[Begin Recorded data]
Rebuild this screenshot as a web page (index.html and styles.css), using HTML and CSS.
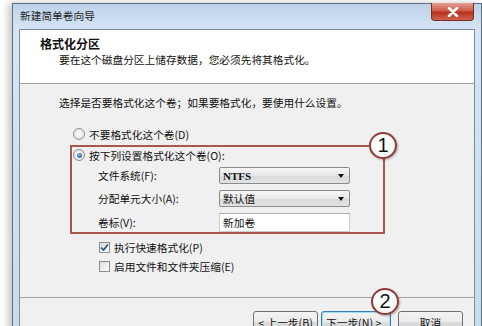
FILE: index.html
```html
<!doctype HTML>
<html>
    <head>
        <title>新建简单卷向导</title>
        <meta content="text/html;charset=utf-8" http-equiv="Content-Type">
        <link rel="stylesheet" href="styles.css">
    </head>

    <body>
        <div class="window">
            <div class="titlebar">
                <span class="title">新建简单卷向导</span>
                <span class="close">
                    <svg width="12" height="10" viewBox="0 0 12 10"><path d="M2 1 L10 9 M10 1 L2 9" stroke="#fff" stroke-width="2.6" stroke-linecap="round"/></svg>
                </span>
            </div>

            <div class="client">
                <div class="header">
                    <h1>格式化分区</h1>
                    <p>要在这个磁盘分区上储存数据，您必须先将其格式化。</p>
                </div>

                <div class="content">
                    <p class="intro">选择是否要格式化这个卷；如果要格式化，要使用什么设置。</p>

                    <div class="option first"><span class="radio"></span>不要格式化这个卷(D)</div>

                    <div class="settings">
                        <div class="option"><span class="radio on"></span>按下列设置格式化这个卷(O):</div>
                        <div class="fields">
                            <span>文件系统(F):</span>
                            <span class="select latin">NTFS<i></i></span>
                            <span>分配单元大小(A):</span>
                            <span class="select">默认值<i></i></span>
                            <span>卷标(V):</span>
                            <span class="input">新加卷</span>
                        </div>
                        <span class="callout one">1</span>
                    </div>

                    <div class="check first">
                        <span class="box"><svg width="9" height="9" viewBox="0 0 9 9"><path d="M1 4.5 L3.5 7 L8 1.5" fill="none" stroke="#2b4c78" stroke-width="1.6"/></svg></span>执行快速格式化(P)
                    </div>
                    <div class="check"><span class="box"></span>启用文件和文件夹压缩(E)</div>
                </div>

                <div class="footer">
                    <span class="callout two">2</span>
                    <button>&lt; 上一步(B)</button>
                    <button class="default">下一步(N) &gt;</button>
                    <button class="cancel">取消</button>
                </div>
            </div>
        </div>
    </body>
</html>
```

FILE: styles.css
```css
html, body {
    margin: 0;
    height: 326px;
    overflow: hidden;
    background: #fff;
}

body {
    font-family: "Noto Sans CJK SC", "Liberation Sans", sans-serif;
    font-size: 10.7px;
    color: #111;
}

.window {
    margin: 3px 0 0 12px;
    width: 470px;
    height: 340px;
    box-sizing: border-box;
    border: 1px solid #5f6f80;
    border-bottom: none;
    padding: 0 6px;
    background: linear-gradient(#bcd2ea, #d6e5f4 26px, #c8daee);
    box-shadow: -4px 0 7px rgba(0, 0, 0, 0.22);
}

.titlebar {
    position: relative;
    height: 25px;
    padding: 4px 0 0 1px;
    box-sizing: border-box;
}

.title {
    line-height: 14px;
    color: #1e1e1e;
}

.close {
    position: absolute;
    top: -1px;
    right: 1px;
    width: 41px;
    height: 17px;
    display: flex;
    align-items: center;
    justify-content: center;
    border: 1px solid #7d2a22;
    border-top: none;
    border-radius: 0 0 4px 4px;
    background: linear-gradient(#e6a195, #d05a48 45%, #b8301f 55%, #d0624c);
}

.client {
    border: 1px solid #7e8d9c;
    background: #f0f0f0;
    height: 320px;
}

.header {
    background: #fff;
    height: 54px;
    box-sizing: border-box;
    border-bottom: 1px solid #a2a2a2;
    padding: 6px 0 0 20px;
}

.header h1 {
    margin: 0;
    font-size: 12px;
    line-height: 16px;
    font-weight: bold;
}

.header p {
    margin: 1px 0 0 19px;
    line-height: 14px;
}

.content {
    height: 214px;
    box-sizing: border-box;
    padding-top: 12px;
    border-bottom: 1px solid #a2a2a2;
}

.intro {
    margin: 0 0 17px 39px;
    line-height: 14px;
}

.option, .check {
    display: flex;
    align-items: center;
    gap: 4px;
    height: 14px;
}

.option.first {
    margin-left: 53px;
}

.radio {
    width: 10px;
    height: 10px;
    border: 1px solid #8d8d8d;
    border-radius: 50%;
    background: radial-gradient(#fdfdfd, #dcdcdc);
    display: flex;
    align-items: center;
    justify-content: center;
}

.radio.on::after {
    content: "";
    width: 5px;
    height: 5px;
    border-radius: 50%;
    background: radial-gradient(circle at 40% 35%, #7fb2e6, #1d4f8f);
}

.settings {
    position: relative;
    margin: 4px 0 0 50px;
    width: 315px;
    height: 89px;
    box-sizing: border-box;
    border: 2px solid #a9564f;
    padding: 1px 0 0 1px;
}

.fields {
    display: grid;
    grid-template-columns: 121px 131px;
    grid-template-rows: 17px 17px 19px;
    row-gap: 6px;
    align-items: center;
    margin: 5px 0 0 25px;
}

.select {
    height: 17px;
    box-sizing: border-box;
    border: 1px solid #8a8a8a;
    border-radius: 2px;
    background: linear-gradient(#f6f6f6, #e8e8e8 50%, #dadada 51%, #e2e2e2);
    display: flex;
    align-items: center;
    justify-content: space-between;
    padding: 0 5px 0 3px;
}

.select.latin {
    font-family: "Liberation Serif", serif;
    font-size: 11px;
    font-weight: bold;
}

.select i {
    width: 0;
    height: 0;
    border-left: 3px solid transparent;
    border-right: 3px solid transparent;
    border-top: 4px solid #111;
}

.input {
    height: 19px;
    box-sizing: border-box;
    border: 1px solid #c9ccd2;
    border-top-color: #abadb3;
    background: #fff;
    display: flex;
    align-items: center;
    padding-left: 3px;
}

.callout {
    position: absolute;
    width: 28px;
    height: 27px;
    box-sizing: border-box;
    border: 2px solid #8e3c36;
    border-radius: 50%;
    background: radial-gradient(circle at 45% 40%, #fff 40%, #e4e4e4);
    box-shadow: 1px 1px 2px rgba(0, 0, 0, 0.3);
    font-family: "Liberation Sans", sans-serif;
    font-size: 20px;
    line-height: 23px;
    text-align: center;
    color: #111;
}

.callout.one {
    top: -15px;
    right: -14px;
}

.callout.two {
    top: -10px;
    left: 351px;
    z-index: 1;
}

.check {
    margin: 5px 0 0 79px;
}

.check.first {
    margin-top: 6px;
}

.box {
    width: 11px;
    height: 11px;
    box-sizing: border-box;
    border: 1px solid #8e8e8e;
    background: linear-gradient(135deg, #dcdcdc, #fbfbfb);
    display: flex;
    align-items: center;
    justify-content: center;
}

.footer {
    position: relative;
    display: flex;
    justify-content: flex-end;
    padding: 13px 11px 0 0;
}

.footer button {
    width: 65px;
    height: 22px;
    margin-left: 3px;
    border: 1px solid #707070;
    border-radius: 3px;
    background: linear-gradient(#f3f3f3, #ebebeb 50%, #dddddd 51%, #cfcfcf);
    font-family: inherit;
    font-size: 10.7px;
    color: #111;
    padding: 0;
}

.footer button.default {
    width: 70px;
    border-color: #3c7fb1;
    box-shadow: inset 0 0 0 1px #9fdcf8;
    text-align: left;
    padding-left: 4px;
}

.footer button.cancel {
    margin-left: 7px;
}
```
[End Recorded data]
Task
Repeat all the data as it stands, dropping any images it holds.

Complete answer
Rebuild this screenshot as a web page (index.html and styles.css), using HTML and CSS.
FILE: index.html
```html
<!doctype HTML>
<html>
    <head>
        <title>新建简单卷向导</title>
        <meta content="text/html;charset=utf-8" http-equiv="Content-Type">
        <link rel="stylesheet" href="styles.css">
    </head>

    <body>
        <div class="window">
            <div class="titlebar">
                <span class="title">新建简单卷向导</span>
                <span class="close">
                    <svg width="12" height="10" viewBox="0 0 12 10"><path d="M2 1 L10 9 M10 1 L2 9" stroke="#fff" stroke-width="2.6" stroke-linecap="round"/></svg>
                </span>
            </div>

            <div class="client">
                <div class="header">
                    <h1>格式化分区</h1>
                    <p>要在这个磁盘分区上储存数据，您必须先将其格式化。</p>
                </div>

                <div class="content">
                    <p class="intro">选择是否要格式化这个卷；如果要格式化，要使用什么设置。</p>

                    <div class="option first"><span class="radio"></span>不要格式化这个卷(D)</div>

                    <div class="settings">
                        <div class="option"><span class="radio on"></span>按下列设置格式化这个卷(O):</div>
                        <div class="fields">
                            <span>文件系统(F):</span>
                            <span class="select latin">NTFS<i></i></span>
                            <span>分配单元大小(A):</span>
                            <span class="select">默认值<i></i></span>
                            <span>卷标(V):</span>
                            <span class="input">新加卷</span>
                        </div>
                        <span class="callout one">1</span>
                    </div>

                    <div class="check first">
                        <span class="box"><svg width="9" height="9" viewBox="0 0 9 9"><path d="M1 4.5 L3.5 7 L8 1.5" fill="none" stroke="#2b4c78" stroke-width="1.6"/></svg></span>执行快速格式化(P)
                    </div>
                    <div class="check"><span class="box"></span>启用文件和文件夹压缩(E)</div>
                </div>

                <div class="footer">
                    <span class="callout two">2</span>
                    <button>&lt; 上一步(B)</button>
                    <button class="default">下一步(N) &gt;</button>
                    <button class="cancel">取消</button>
                </div>
            </div>
        </div>
    </body>
</html>
```

FILE: styles.css
```css
html, body {
    margin: 0;
    height: 326px;
    overflow: hidden;
    background: #fff;
}

body {
    font-family: "Noto Sans CJK SC", "Liberation Sans", sans-serif;
    font-size: 10.7px;
    color: #111;
}

.window {
    margin: 3px 0 0 12px;
    width: 470px;
    height: 340px;
    box-sizing: border-box;
    border: 1px solid #5f6f80;
    border-bottom: none;
    padding: 0 6px;
    background: linear-gradient(#bcd2ea, #d6e5f4 26px, #c8daee);
    box-shadow: -4px 0 7px rgba(0, 0, 0, 0.22);
}

.titlebar {
    position: relative;
    height: 25px;
    padding: 4px 0 0 1px;
    box-sizing: border-box;
}

.title {
    line-height: 14px;
    color: #1e1e1e;
}

.close {
    position: absolute;
    top: -1px;
    right: 1px;
    width: 41px;
    height: 17px;
    display: flex;
    align-items: center;
    justify-content: center;
    border: 1px solid #7d2a22;
    border-top: none;
    border-radius: 0 0 4px 4px;
    background: linear-gradient(#e6a195, #d05a48 45%, #b8301f 55%, #d0624c);
}

.client {
    border: 1px solid #7e8d9c;
    background: #f0f0f0;
    height: 320px;
}

.header {
    background: #fff;
    height: 54px;
    box-sizing: border-box;
    border-bottom: 1px solid #a2a2a2;
    padding: 6px 0 0 20px;
}

.header h1 {
    margin: 0;
    font-size: 12px;
    line-height: 16px;
    font-weight: bold;
}

.header p {
    margin: 1px 0 0 19px;
    line-height: 14px;
}

.content {
    height: 214px;
    box-sizing: border-box;
    padding-top: 12px;
    border-bottom: 1px solid #a2a2a2;
}

.intro {
    margin: 0 0 17px 39px;
    line-height: 14px;
}

.option, .check {
    display: flex;
    align-items: center;
    gap: 4px;
    height: 14px;
}

.option.first {
    margin-left: 53px;
}

.radio {
    width: 10px;
    height: 10px;
    border: 1px solid #8d8d8d;
    border-radius: 50%;
    background: radial-gradient(#fdfdfd, #dcdcdc);
    display: flex;
    align-items: center;
    justify-content: center;
}

.radio.on::after {
    content: "";
    width: 5px;
    height: 5px;
    border-radius: 50%;
    background: radial-gradient(circle at 40% 35%, #7fb2e6, #1d4f8f);
}

.settings {
    position: relative;
    margin: 4px 0 0 50px;
    width: 315px;
    height: 89px;
    box-sizing: border-box;
    border: 2px solid #a9564f;
    padding: 1px 0 0 1px;
}

.fields {
    display: grid;
    grid-template-columns: 121px 131px;
    grid-template-rows: 17px 17px 19px;
    row-gap: 6px;
    align-items: center;
    margin: 5px 0 0 25px;
}

.select {
    height: 17px;
    box-sizing: border-box;
    border: 1px solid #8a8a8a;
    border-radius: 2px;
    background: linear-gradient(#f6f6f6, #e8e8e8 50%, #dadada 51%, #e2e2e2);
    display: flex;
    align-items: center;
    justify-content: space-between;
    padding: 0 5px 0 3px;
}

.select.latin {
    font-family: "Liberation Serif", serif;
    font-size: 11px;
    font-weight: bold;
}

.select i {
    width: 0;
    height: 0;
    border-left: 3px solid transparent;
    border-right: 3px solid transparent;
    border-top: 4px solid #111;
}

.input {
    height: 19px;
    box-sizing: border-box;
    border: 1px solid #c9ccd2;
    border-top-color: #abadb3;
    background: #fff;
    display: flex;
    align-items: center;
    padding-left: 3px;
}

.callout {
    position: absolute;
    width: 28px;
    height: 27px;
    box-sizing: border-box;
    border: 2px solid #8e3c36;
    border-radius: 50%;
    background: radial-gradient(circle at 45% 40%, #fff 40%, #e4e4e4);
    box-shadow: 1px 1px 2px rgba(0, 0, 0, 0.3);
    font-family: "Liberation Sans", sans-serif;
    font-size: 20px;
    line-height: 23px;
    text-align: center;
    color: #111;
}

.callout.one {
    top: -15px;
    right: -14px;
}

.callout.two {
    top: -10px;
    left: 351px;
    z-index: 1;
}

.check {
    margin: 5px 0 0 79px;
}

.check.first {
    margin-top: 6px;
}

.box {
    width: 11px;
    height: 11px;
    box-sizing: border-box;
    border: 1px solid #8e8e8e;
    background: linear-gradient(135deg, #dcdcdc, #fbfbfb);
    display: flex;
    align-items: center;
    justify-content: center;
}

.footer {
    position: relative;
    display: flex;
    justify-content: flex-end;
    padding: 13px 11px 0 0;
}

.footer button {
    width: 65px;
    height: 22px;
    margin-left: 3px;
    border: 1px solid #707070;
    border-radius: 3px;
    background: linear-gradient(#f3f3f3, #ebebeb 50%, #dddddd 51%, #cfcfcf);
    font-family: inherit;
    font-size: 10.7px;
    color: #111;
    padding: 0;
}

.footer button.default {
    width: 70px;
    border-color: #3c7fb1;
    box-shadow: inset 0 0 0 1px #9fdcf8;
    text-align: left;
    padding-left: 4px;
}

.footer button.cancel {
    margin-left: 7px;
}
```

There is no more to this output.